Sunday, September 27, 2009

Thoughts on Yom Kippur 5770

Yom Kippur, the Day of At-one-ment, is framed in an interesting metaphor. You are standing before the Gates of Righteousness. You are being judged. All your foibles are laid bare for you to see. You are humbled, perhaps ashamed, and you don’t know what to do. The Gates are open. Nothing stops you from entering. Yet you don’t move. You are frozen by your own sense of unworthiness. Then the Gates begin to close. Slowly and steadily until, as our liturgical day closes at sunset, we are reminded, “The Gates are closing. The Gates are closing. Enter! Enter now!”

Tradition tells us that we are to consider ourselves forgiven by God by the close of Yom Kippur, and that we can and have entered the Gates. But it isn’t that easy.

Yom Kippur is a fast day. We fast not to mortify the flesh (skipping breakfast and lunch is hardly a mortification), but to avoid the distractions of dining with others. This is a day for acute introspection not schmoozing with family and friends over a meal.

Our liturgical day begins at sundown with Kol Nidre, All Vows. This is the most famous prayer of Yom Kippur, and originated during the period of forced conversions to Catholicism. More an affirmation than a prayer, Kol Nidre says that any vow we took under duress (i.e. the vow to be a good Catholic and abandon Judaism) is null and void. Over time the origin of the prayer was largely forgotten, and Kol Nidre is now understood to absolve us of all hasty or thoughtless and unkept vows we may have made to ourselves and to God. The idea is to eliminate the need to focus on superfluous failures, and free ourselves to deal with the real errors we have committed.

The second most famous prayer of Yom Kippur is the Viddui, the confession. As a community we confess to twenty-two sins, listed alphabetically one for each letter of the Hebrew alphabet. We confess as a community for the community. While you may be guilty of none of these things, as a member of the community you bear responsibility for all of them.

And now the Gates are closing. If you have truly looked at the quality of your life and how you live it; if you have taken seriously the thirty days of selichot (forgiveness) preceding the High Holy Days and sought forgiveness from family, friends, neighbors, and others, the final moments of Yom Kippur are humbling” “Given all I have done wrong, how can I enter the Gates of Righteousness and be at one with God?”

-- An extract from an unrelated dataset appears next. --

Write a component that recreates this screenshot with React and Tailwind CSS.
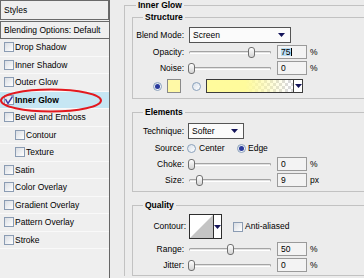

Yet it is only this subtle narcissism that stands in your way. Only your sense that you are such a great sinner that even God cannot welcome you, keeps you from passing through the Gates. There is no guard. There is nothing stopping you but you. It is never humility that keeps you from entering, only hubris. Yom Kippur is designed to break your heart over the suffering you have caused others. If your heart is broken you have compassion for both self and others, and that is the key to entering the Gates. To be broken before God is to be embraced by God.

May your fast be meaningful this Yom Kippur. And may you be blessed with a broken heart.

3 comments:

rbarenblat said...

Amen v'amen. Wishing you a Yom Kippur filled with introspection and, ultimately, release. G'mar chatimah tovah.

Barry said...

Hi, Rabbi-

I spent Yom Kippur with you in 1983 at Beth Or in Miami. We were at The Sonesta Beach Hotel. For yizkor, you hypnotized us and walked us through our own funeral. It was scary and beautiful. I will always remember that.
Barry Wendell

Pantheist said...

Wikipedia reports this theory that Kol Nidre's renunciation of vows derives from a time when Jews had to pretend to be Christians. But the same article claims that the timing doesn't work out - that Kol Nidre is older than the forced conversions. Who knows?

Here's another interpretation of Kol Nidre from from
http://daily-inspiration.org ,

Yom Kippur 2005

I am a person who pursues virtue by means of discipline, constantly making schedules for myself, inventing rules and limits to bind myself.

Some involve diet and exercise for physical fitness and mental health. Others are for things I wish to accomplish. I make commitments to myself to work on a project that I have been avoiding, and so I have reason to avoid it all the more.

And so I find particularly liberating the Jewish ritual of Kol Nidrei which begins Yom Kippur:

Release me from all vows made during the past year. Let all my promises and commitments be dissolved, may they be void and meaningless and have no further power over me from this moment forward.

What could the prophets of old have been thinking when they came up with this idea? Judaism seems to be all about The Law, and binding oneself to an intricate set of practices and disciplines. But then, on the holiest day of the year, we’re supposed to throw them all away?

I can only think of Kol Nidrei as a kind of Zen koan: Not by rules and disciplines do we arrive at enlightenment. Perhaps self discipline is a way to cultivate the soil, to cleanse ourselves so that we are open to joy and inspiration. But joy is a gift, and inspiration is a magic seed.

I am elevated and enobled by all that I hold sacred.
I am bound and enslaved by all that I hold sacred.

Rules are essential to life because it is the essence of life to break rules.